In opposition to all of this, our readings for the 31st Sunday in Ordinary Time are a hymn to the culture of life—even life beset by weakness, trials and the inevitable pain which our human frailty drags into us, as the Letter to the Hebrews (7:23-28) indicates. This is possible because Christ, the High Priest, lives forever to make intercessions for us, before the Father, the source of all life, so that we, too, may join in a continuous celebration of life.

Our first reading (Deuteronomy 6:2-6) and Gospel passage (Mark 12:28-34) instead, show us why life is to be celebrated and how. Simply put, no individual can explain his/her existence without, ultimately, recourse to God, the Source of all life. Thus, any celebration of life, to be properly done, must be rooted not in the finite but in the Absolute, in God, recognized as our Creator, lawgiver and final destiny.  

Historically, the people of Israel, the people the Lord had chosen to be His very own, understood this all too well; in the sense that in their effort to be anchored totally in God as the Source of life and to show their love for Him, a good number of them kept multiplying His precepts. By the time of the episode recorded in today’s Gospel passage, they had come up with 613 precepts, thus creating a lot of confusion in people’s minds. This explains why a scribe, one of the experts of the law demanded a much needed simplification from Jesus: “Which is the first of all the commandments?” The answer that Jesus gave him was precise, liberating, clear, correct, but also radically new. In the same breath Jesus places two commandments: (love of God and love of neighbor) into one, on equal footing. From 613 to one!

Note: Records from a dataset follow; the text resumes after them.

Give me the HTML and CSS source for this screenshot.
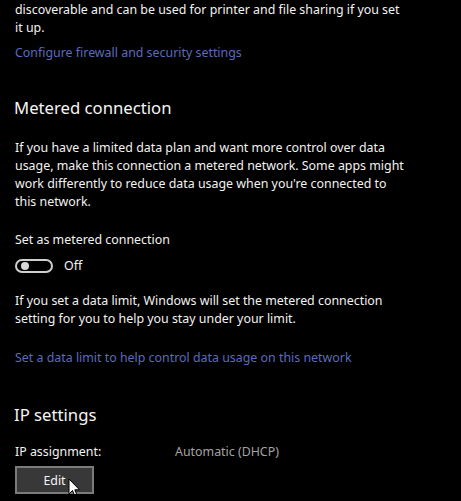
FILE: index.html
```html
<!DOCTYPE html>
<html>
<head>
<meta charset="utf-8">
<link rel="stylesheet" href="styles.css">
</head>
<body>
<div class="page">
  <p class="text">discoverable and can be used for printer and file sharing if you set it up.</p>
  <a class="link first-link">Configure firewall and security settings</a>

  <h2 class="heading">Metered connection</h2>
  <p class="text para">If you have a limited data plan and want more control over data usage, make this connection a metered network. Some apps might work differently to reduce data usage when you're connected to this network.</p>
  <div class="text label">Set as metered connection</div>
  <div class="toggle-row">
    <span class="toggle"><span class="knob"></span></span>
    <span class="text toggle-state">Off</span>
  </div>
  <p class="text para2">If you set a data limit, Windows will set the metered connection setting for you to help you stay under your limit.</p>
  <a class="link second-link">Set a data limit to help control data usage on this network</a>

  <h2 class="heading heading2">IP settings</h2>
  <div class="ip-row">
    <span class="text ip-label">IP assignment:</span>
    <span class="ip-value">Automatic (DHCP)</span>
  </div>
  <div class="button-wrap">
    <button class="edit-btn">Edit</button>
    <svg class="cursor" width="13" height="20" viewBox="0 0 13 20"><path d="M1 1 L1 16 L4.5 12.5 L7 18.5 L9.2 17.5 L6.8 11.8 L11.5 11.8 Z" fill="#fff" stroke="#000" stroke-width="1" stroke-linejoin="round"/></svg>
  </div>
</div>
</body>
</html>
```
FILE: styles.css
```css
html, body {
  margin: 0;
  padding: 0;
  background: #000;
}
body {
  font-family: "Noto Sans", "Open Sans", sans-serif;
  color: #f2f2f2;
  font-size: 12.4px;
  line-height: 18px;
}
.page {
  padding: 1px 0 0 15px;
  width: 393px;
  display: flex;
  flex-direction: column;
  align-items: flex-start;
}
.text {
  margin: 0;
}
.link {
  color: #5a6bbf;
  margin-top: 7px;
}
.heading {
  margin: 33px 0 0 -1px;
  font-size: 16.7px;
  font-weight: 400;
  line-height: 26px;
  color: #f5f5f5;
}
.para {
  margin-top: 18px;
}
.label {
  margin-top: 20px;
}
.toggle-row {
  margin-top: 8px;
  display: flex;
  align-items: center;
  gap: 11px;
}
.toggle {
  box-sizing: border-box;
  width: 38px;
  height: 14px;
  border: 2px solid #cfcfcf;
  border-radius: 7px;
  display: flex;
  align-items: center;
  padding-left: 4px;
}
.knob {
  width: 8px;
  height: 8px;
  border-radius: 50%;
  background: #d8d8d8;
}
.para2 {
  margin-top: 17px;
}
.second-link {
  margin-top: 21px;
}
.heading2 {
  margin-top: 35px;
}
.ip-row {
  margin-top: 15px;
  display: flex;
}
.ip-label {
  width: 160px;
}
.ip-value {
  color: #a3a3a3;
}
.button-wrap {
  position: relative;
  margin-top: 5px;
}
.edit-btn {
  box-sizing: border-box;
  width: 79px;
  height: 28px;
  background: #383838;
  border: 2px solid #7b7b7b;
  color: #f5f5f5;
  font-family: "Noto Sans", "Open Sans", sans-serif;
  font-size: 12.4px;
  padding: 0;
}
.cursor {
  position: absolute;
  left: 53px;
  top: 12px;
}
```
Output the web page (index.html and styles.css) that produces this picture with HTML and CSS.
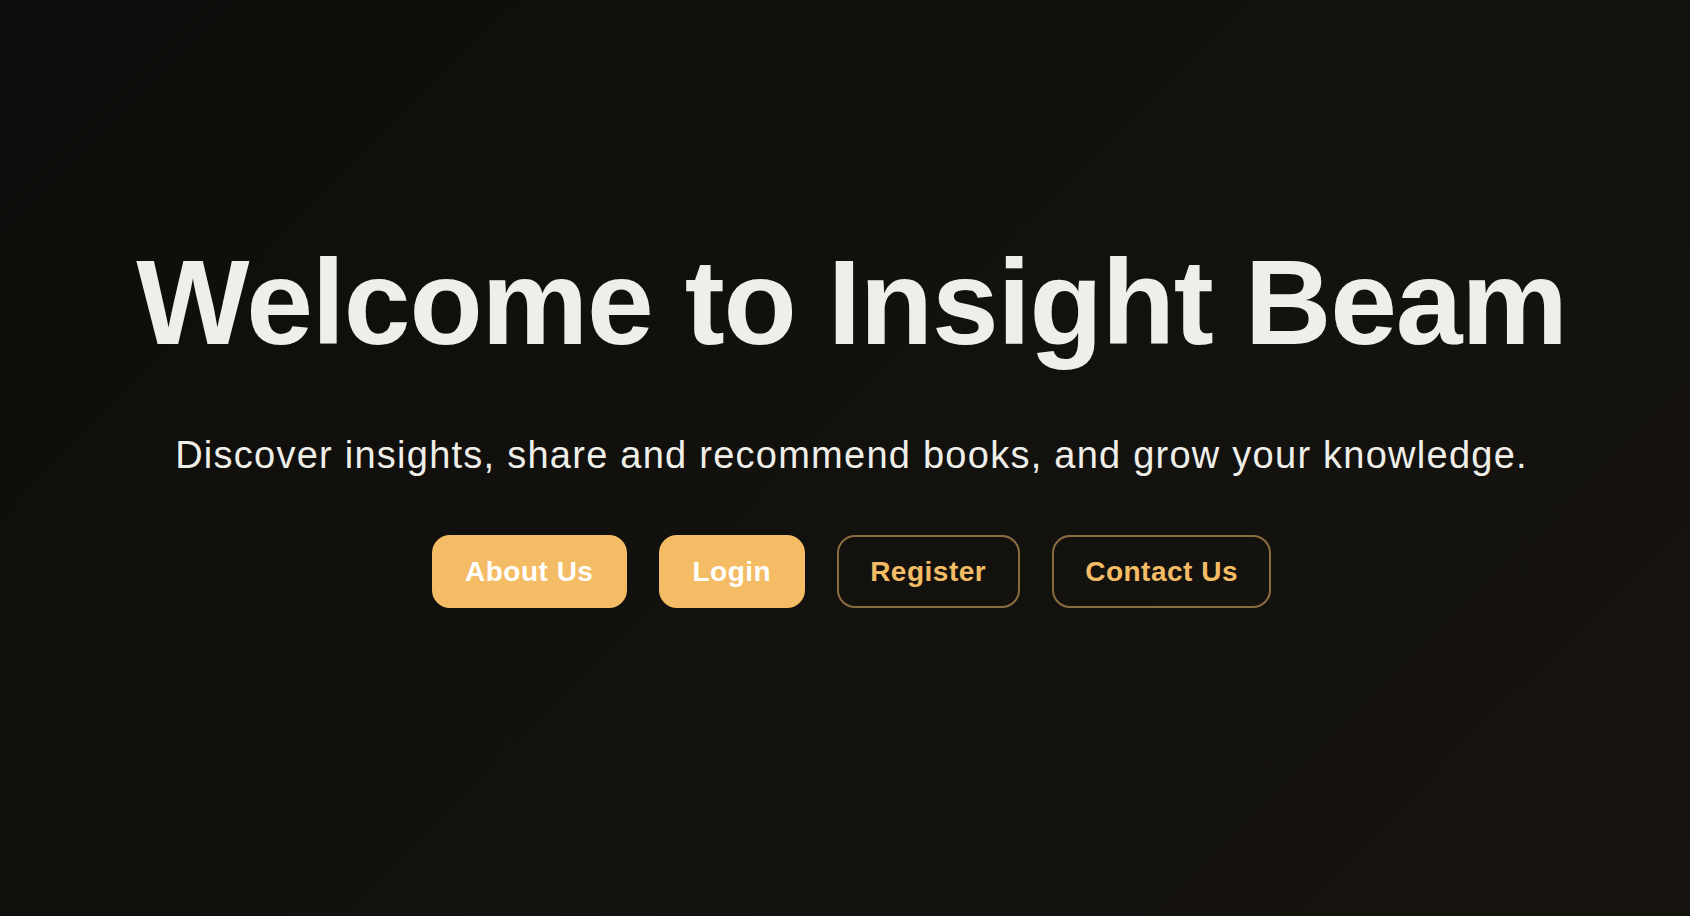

Today, as Jesus indicates to us how we are called to celebrate life by loving God with the totality of our being: energies, heart, inner disposition, drives, and by loving our neighbor as ourselves, he is showing the path our life must take to be a joyous celebration regardless of the trials we encounter on the way. Both at the supernatural and the natural level, love is the source of life and joy.

God did not have to create the universe and fill it with life. It is because He is infinite love that He created the human race in His image and all other forms of life so that He can share His love and care with all His creatures. And it is by simplifying all the precepts into love of God and of neighbor that Jesus, God in human flesh, gives us access to the Father’s love, life and joy. 

“As the Father loves me, so I also love you. Remain in my love.” (John 15:9)

 “[…]I came so that they might have life and have it more abundantly.” (John 10:10)

“I have told you this so that my joy may be in you and your joy may be complete.” (John 15:11)

The mingling of love, life and joy at the supernatural and natural levels is most evident as, made one flesh by love, parents become co-creators with God of a new life and rejoice in that new life. But, even whenever we succeed in conquering our innate selfishness and choose to truly love, we feel immediately more alive and experience a rush of supernatural joy! We should allow this experience of feeling more alive and even inexplicably joyful, whenever we love, to sink in and remain imbedded in our soul; we sense it there regardless of the intensity and frequency of pain and sufferings and the inevitable trials of life. Conversely, we should also be convinced that, regardless of frequency and size of comforts, perks, privileges and enviable conditions, the proponents of the culture of death are, by choice, handcuffed in their loving and in their life-giving efforts and, therefore, deprived of lasting joy.

How blessed and privileged we are: we have within our grasp the way of celebrating life that is worth more than all burnt offerings and sacrifices, i.e., a way of celebrating life that gives meaning and substance also to our worship.

During the Last Supper, at that first Mass, Jesus reiterated the extent of the loving he expects of us:  I give you a new commandment: love one another. As I have loved you, so you also should love one another. (John 13:34)

Now we have a new and clearer reason to make us eager to gather in our church to do Eucharist: through each Holy Communion we can inch, closer and closer, to loving our brothers and sisters the way Jesus loved us on the cross; closer and closer to experiencing fullness of life; and a more intense joy that gives us a concrete foretaste of the joy which will be ours for all eternity.